Set down all of the data that follows word for word, without the images.

▶ **Given data**
::::

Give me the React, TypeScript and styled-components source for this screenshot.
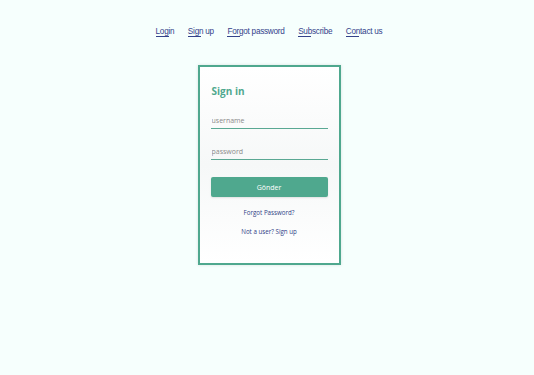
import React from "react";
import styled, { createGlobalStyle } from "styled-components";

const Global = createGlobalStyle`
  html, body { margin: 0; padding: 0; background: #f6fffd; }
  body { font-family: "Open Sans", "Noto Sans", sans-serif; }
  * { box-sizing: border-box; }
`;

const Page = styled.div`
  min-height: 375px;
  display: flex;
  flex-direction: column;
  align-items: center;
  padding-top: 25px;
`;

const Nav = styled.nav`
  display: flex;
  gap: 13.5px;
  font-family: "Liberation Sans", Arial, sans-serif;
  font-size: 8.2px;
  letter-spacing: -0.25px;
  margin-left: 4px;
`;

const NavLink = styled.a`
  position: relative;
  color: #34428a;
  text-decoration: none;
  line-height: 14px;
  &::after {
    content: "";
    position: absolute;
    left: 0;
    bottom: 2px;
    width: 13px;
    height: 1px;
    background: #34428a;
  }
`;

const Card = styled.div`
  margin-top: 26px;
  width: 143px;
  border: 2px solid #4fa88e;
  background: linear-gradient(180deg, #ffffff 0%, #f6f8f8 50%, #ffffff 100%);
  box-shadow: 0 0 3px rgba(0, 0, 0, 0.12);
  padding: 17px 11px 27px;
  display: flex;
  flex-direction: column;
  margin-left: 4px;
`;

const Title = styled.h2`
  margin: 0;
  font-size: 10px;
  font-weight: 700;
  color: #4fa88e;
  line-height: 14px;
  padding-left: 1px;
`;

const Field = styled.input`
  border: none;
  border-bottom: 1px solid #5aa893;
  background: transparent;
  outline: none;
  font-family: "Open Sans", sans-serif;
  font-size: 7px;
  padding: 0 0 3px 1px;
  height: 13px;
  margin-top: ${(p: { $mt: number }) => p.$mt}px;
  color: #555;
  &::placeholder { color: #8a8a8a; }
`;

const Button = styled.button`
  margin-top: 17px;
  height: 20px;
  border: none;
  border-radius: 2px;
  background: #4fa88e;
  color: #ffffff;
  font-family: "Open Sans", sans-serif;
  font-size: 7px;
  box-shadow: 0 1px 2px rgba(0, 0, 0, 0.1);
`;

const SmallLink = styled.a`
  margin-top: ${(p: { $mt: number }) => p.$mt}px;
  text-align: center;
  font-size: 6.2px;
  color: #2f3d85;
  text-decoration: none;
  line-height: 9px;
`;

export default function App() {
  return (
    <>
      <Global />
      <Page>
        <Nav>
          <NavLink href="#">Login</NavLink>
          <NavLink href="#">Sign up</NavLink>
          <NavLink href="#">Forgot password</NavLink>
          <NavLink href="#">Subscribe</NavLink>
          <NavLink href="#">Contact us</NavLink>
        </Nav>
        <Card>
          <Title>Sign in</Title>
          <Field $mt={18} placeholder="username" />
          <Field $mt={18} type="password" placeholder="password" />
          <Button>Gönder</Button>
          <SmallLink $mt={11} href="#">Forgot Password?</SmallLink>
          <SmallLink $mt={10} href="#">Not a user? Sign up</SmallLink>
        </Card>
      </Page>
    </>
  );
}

::::

▶ **Solution**
Give me the React, TypeScript and styled-components source for this screenshot.
import React from "react";
import styled, { createGlobalStyle } from "styled-components";

const Global = createGlobalStyle`
  html, body { margin: 0; padding: 0; background: #f6fffd; }
  body { font-family: "Open Sans", "Noto Sans", sans-serif; }
  * { box-sizing: border-box; }
`;

const Page = styled.div`
  min-height: 375px;
  display: flex;
  flex-direction: column;
  align-items: center;
  padding-top: 25px;
`;

const Nav = styled.nav`
  display: flex;
  gap: 13.5px;
  font-family: "Liberation Sans", Arial, sans-serif;
  font-size: 8.2px;
  letter-spacing: -0.25px;
  margin-left: 4px;
`;

const NavLink = styled.a`
  position: relative;
  color: #34428a;
  text-decoration: none;
  line-height: 14px;
  &::after {
    content: "";
    position: absolute;
    left: 0;
    bottom: 2px;
    width: 13px;
    height: 1px;
    background: #34428a;
  }
`;

const Card = styled.div`
  margin-top: 26px;
  width: 143px;
  border: 2px solid #4fa88e;
  background: linear-gradient(180deg, #ffffff 0%, #f6f8f8 50%, #ffffff 100%);
  box-shadow: 0 0 3px rgba(0, 0, 0, 0.12);
  padding: 17px 11px 27px;
  display: flex;
  flex-direction: column;
  margin-left: 4px;
`;

const Title = styled.h2`
  margin: 0;
  font-size: 10px;
  font-weight: 700;
  color: #4fa88e;
  line-height: 14px;
  padding-left: 1px;
`;

const Field = styled.input`
  border: none;
  border-bottom: 1px solid #5aa893;
  background: transparent;
  outline: none;
  font-family: "Open Sans", sans-serif;
  font-size: 7px;
  padding: 0 0 3px 1px;
  height: 13px;
  margin-top: ${(p: { $mt: number }) => p.$mt}px;
  color: #555;
  &::placeholder { color: #8a8a8a; }
`;

const Button = styled.button`
  margin-top: 17px;
  height: 20px;
  border: none;
  border-radius: 2px;
  background: #4fa88e;
  color: #ffffff;
  font-family: "Open Sans", sans-serif;
  font-size: 7px;
  box-shadow: 0 1px 2px rgba(0, 0, 0, 0.1);
`;

const SmallLink = styled.a`
  margin-top: ${(p: { $mt: number }) => p.$mt}px;
  text-align: center;
  font-size: 6.2px;
  color: #2f3d85;
  text-decoration: none;
  line-height: 9px;
`;

export default function App() {
  return (
    <>
      <Global />
      <Page>
        <Nav>
          <NavLink href="#">Login</NavLink>
          <NavLink href="#">Sign up</NavLink>
          <NavLink href="#">Forgot password</NavLink>
          <NavLink href="#">Subscribe</NavLink>
          <NavLink href="#">Contact us</NavLink>
        </Nav>
        <Card>
          <Title>Sign in</Title>
          <Field $mt={18} placeholder="username" />
          <Field $mt={18} type="password" placeholder="password" />
          <Button>Gönder</Button>
          <SmallLink $mt={11} href="#">Forgot Password?</SmallLink>
          <SmallLink $mt={10} href="#">Not a user? Sign up</SmallLink>
        </Card>
      </Page>
    </>
  );
}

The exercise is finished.